Thursday, 16 May 2013

Thats it then ....
So after twenty two years they have decided I can no longer cope with my job. Bloody hell. I guess that's it then. 
For sixteen years I worked without a problem as a physiotherapy assistant, working with adults with learning disabilities. I can honestly say I loved it most of the time and hardly had a day off sick. Sixteen years is a long time. I was good at my job and never wanted to do anything else. It must be awful having to do a job you hate. 
It's the last five or six years that have changed everything. When I first got ill, I couldn't cope with the pressure. It's a very people orientated job and when you're depressed it's almost impossible to engage with others without them noticing when something's wrong. It wasn't so bad when I was a bit high as I felt I could cope with anything and probably took on too much. It's ok having all these great ideas and starting projects but when things come down you're left with an overwhelming amount to do. With all that's happened I obviously had loads of time off. I'd be off for a few weeks or even months, then back for a few months, then off again. It wasn't really fair for my colleagues. Each time I was off, the harder it was to go back. When you feel like you've let people down it eats away at your confidence and self esteem.

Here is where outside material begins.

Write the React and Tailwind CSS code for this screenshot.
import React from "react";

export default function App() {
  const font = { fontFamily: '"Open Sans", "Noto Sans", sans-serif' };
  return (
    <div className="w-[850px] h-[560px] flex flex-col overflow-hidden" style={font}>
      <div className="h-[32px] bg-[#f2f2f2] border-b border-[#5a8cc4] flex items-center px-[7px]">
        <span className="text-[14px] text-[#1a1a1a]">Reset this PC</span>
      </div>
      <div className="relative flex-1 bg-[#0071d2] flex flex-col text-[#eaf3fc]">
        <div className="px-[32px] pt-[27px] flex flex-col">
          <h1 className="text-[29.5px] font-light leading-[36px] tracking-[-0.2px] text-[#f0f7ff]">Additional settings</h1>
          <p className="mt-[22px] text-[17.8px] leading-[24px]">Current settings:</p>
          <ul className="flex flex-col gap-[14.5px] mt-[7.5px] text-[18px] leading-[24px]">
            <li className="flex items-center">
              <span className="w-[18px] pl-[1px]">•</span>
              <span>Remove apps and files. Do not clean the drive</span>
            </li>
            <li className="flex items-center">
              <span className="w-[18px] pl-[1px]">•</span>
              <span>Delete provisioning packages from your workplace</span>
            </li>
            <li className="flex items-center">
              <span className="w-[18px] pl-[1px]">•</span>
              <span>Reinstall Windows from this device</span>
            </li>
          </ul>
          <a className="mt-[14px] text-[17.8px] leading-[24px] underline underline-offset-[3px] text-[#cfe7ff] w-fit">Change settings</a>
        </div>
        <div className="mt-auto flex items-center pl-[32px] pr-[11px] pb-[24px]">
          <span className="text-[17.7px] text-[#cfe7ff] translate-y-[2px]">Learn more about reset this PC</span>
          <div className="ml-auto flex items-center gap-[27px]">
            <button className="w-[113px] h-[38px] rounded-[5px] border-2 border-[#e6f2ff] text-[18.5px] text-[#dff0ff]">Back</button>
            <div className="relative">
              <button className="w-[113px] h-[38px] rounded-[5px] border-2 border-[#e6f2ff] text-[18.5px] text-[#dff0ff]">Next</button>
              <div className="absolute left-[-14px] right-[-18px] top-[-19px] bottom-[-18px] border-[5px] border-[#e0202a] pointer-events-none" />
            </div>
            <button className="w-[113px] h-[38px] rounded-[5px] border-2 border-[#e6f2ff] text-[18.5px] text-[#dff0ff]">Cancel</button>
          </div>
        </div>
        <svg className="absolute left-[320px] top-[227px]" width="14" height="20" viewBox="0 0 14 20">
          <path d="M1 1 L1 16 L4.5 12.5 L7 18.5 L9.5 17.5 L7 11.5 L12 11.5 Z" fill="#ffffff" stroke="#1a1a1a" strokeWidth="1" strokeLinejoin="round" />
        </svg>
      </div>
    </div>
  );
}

I'm sure if I didn't work for the NHS I'd have been out a lot sooner. They have to follow procedures and, well I can't fault how they handled that side of it.They have tried their hardest to keep me at work but this time they couldn't do any more. 
We're only a small team and I've known all my workmates for years. That was a great help in the beginning but as time went on I wished I worked somewhere where no one knew me. I felt towards the end that they were analysing every little thing I did and blaming it on me being bipolar. Maybe thats not the case but thats what it felt like. I couldn't be in a really "good " mood without being labelled high and if I was not very happy one day then I was obviously depressed. Someone had a fall when I was in charge and it turned into a huge deal.Apparently I acted out of character and didn't do what they thought I'd do. In the end it was deemed that I'd done nothing wrong and it was an accident.  I am 100% certain if I didn't have bipolar it would have been dealt with completely differently. I can't blame them but I never felt comfortable at work again. Apart from working directly with clients I've pretty much hated every minute of it for months. 
I know that I'd still be good at my job if given the chance. When I'm well I know I can do it. I just can't cope with all the uncertainty and unpredictability . I need routine.
I don't  know what I'll do now. They have three months to try and find me something suitable within the organisation...if not that's it. I don't rate my chances of finding much else with my record. I need to work. I need to earn money and I need to have a purpose. It's a worrying time.